All of the data that follows should be retyped exactly, please, except the pictures.

* start COLLECTED DATA *

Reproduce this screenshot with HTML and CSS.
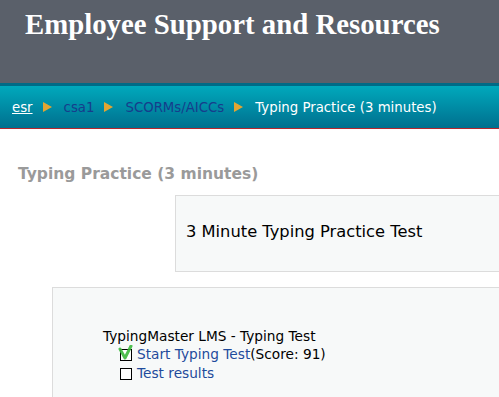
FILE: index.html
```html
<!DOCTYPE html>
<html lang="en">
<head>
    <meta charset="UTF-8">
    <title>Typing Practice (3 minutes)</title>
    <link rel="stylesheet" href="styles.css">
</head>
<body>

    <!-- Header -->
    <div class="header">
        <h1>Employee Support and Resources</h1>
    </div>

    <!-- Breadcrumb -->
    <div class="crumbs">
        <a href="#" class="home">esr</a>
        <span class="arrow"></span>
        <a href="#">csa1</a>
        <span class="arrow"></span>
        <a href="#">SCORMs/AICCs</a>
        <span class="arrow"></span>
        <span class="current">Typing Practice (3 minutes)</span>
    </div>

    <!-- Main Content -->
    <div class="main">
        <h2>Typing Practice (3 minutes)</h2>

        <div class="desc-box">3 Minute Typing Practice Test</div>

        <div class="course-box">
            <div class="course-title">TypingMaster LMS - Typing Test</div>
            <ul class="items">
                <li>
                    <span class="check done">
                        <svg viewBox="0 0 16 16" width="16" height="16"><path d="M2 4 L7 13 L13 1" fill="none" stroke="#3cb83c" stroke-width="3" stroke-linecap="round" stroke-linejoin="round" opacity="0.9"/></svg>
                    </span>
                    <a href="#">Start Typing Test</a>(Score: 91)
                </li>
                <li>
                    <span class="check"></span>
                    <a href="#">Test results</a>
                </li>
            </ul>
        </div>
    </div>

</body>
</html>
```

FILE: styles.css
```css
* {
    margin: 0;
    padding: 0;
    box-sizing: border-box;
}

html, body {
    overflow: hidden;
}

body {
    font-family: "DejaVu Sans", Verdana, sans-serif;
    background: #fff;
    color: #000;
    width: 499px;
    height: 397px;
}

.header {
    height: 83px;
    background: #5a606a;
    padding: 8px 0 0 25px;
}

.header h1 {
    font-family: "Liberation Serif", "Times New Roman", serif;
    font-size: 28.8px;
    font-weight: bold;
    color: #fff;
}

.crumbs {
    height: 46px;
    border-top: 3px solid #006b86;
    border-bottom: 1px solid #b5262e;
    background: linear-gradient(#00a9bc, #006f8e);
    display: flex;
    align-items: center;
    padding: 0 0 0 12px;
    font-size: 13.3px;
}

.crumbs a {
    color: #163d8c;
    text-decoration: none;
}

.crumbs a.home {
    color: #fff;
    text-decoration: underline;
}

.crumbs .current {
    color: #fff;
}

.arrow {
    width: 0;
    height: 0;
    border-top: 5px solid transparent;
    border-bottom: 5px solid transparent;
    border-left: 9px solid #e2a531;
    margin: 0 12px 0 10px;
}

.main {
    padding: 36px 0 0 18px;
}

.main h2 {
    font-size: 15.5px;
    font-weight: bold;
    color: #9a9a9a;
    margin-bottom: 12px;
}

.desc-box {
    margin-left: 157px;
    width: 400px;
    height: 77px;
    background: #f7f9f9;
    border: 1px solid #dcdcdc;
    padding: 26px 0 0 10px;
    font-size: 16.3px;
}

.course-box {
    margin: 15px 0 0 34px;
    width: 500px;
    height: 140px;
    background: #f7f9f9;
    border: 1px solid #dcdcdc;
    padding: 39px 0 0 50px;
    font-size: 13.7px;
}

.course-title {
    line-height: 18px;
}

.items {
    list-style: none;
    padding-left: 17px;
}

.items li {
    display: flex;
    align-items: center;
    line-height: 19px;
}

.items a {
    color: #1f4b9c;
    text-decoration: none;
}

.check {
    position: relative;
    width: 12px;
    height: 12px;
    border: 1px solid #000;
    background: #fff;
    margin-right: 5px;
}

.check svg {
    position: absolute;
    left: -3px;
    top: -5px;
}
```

* end COLLECTED DATA *

WORKED ANSWER
Reproduce this screenshot with HTML and CSS.
FILE: index.html
```html
<!DOCTYPE html>
<html lang="en">
<head>
    <meta charset="UTF-8">
    <title>Typing Practice (3 minutes)</title>
    <link rel="stylesheet" href="styles.css">
</head>
<body>

    <!-- Header -->
    <div class="header">
        <h1>Employee Support and Resources</h1>
    </div>

    <!-- Breadcrumb -->
    <div class="crumbs">
        <a href="#" class="home">esr</a>
        <span class="arrow"></span>
        <a href="#">csa1</a>
        <span class="arrow"></span>
        <a href="#">SCORMs/AICCs</a>
        <span class="arrow"></span>
        <span class="current">Typing Practice (3 minutes)</span>
    </div>

    <!-- Main Content -->
    <div class="main">
        <h2>Typing Practice (3 minutes)</h2>

        <div class="desc-box">3 Minute Typing Practice Test</div>

        <div class="course-box">
            <div class="course-title">TypingMaster LMS - Typing Test</div>
            <ul class="items">
                <li>
                    <span class="check done">
                        <svg viewBox="0 0 16 16" width="16" height="16"><path d="M2 4 L7 13 L13 1" fill="none" stroke="#3cb83c" stroke-width="3" stroke-linecap="round" stroke-linejoin="round" opacity="0.9"/></svg>
                    </span>
                    <a href="#">Start Typing Test</a>(Score: 91)
                </li>
                <li>
                    <span class="check"></span>
                    <a href="#">Test results</a>
                </li>
            </ul>
        </div>
    </div>

</body>
</html>
```

FILE: styles.css
```css
* {
    margin: 0;
    padding: 0;
    box-sizing: border-box;
}

html, body {
    overflow: hidden;
}

body {
    font-family: "DejaVu Sans", Verdana, sans-serif;
    background: #fff;
    color: #000;
    width: 499px;
    height: 397px;
}

.header {
    height: 83px;
    background: #5a606a;
    padding: 8px 0 0 25px;
}

.header h1 {
    font-family: "Liberation Serif", "Times New Roman", serif;
    font-size: 28.8px;
    font-weight: bold;
    color: #fff;
}

.crumbs {
    height: 46px;
    border-top: 3px solid #006b86;
    border-bottom: 1px solid #b5262e;
    background: linear-gradient(#00a9bc, #006f8e);
    display: flex;
    align-items: center;
    padding: 0 0 0 12px;
    font-size: 13.3px;
}

.crumbs a {
    color: #163d8c;
    text-decoration: none;
}

.crumbs a.home {
    color: #fff;
    text-decoration: underline;
}

.crumbs .current {
    color: #fff;
}

.arrow {
    width: 0;
    height: 0;
    border-top: 5px solid transparent;
    border-bottom: 5px solid transparent;
    border-left: 9px solid #e2a531;
    margin: 0 12px 0 10px;
}

.main {
    padding: 36px 0 0 18px;
}

.main h2 {
    font-size: 15.5px;
    font-weight: bold;
    color: #9a9a9a;
    margin-bottom: 12px;
}

.desc-box {
    margin-left: 157px;
    width: 400px;
    height: 77px;
    background: #f7f9f9;
    border: 1px solid #dcdcdc;
    padding: 26px 0 0 10px;
    font-size: 16.3px;
}

.course-box {
    margin: 15px 0 0 34px;
    width: 500px;
    height: 140px;
    background: #f7f9f9;
    border: 1px solid #dcdcdc;
    padding: 39px 0 0 50px;
    font-size: 13.7px;
}

.course-title {
    line-height: 18px;
}

.items {
    list-style: none;
    padding-left: 17px;
}

.items li {
    display: flex;
    align-items: center;
    line-height: 19px;
}

.items a {
    color: #1f4b9c;
    text-decoration: none;
}

.check {
    position: relative;
    width: 12px;
    height: 12px;
    border: 1px solid #000;
    background: #fff;
    margin-right: 5px;
}

.check svg {
    position: absolute;
    left: -3px;
    top: -5px;
}
```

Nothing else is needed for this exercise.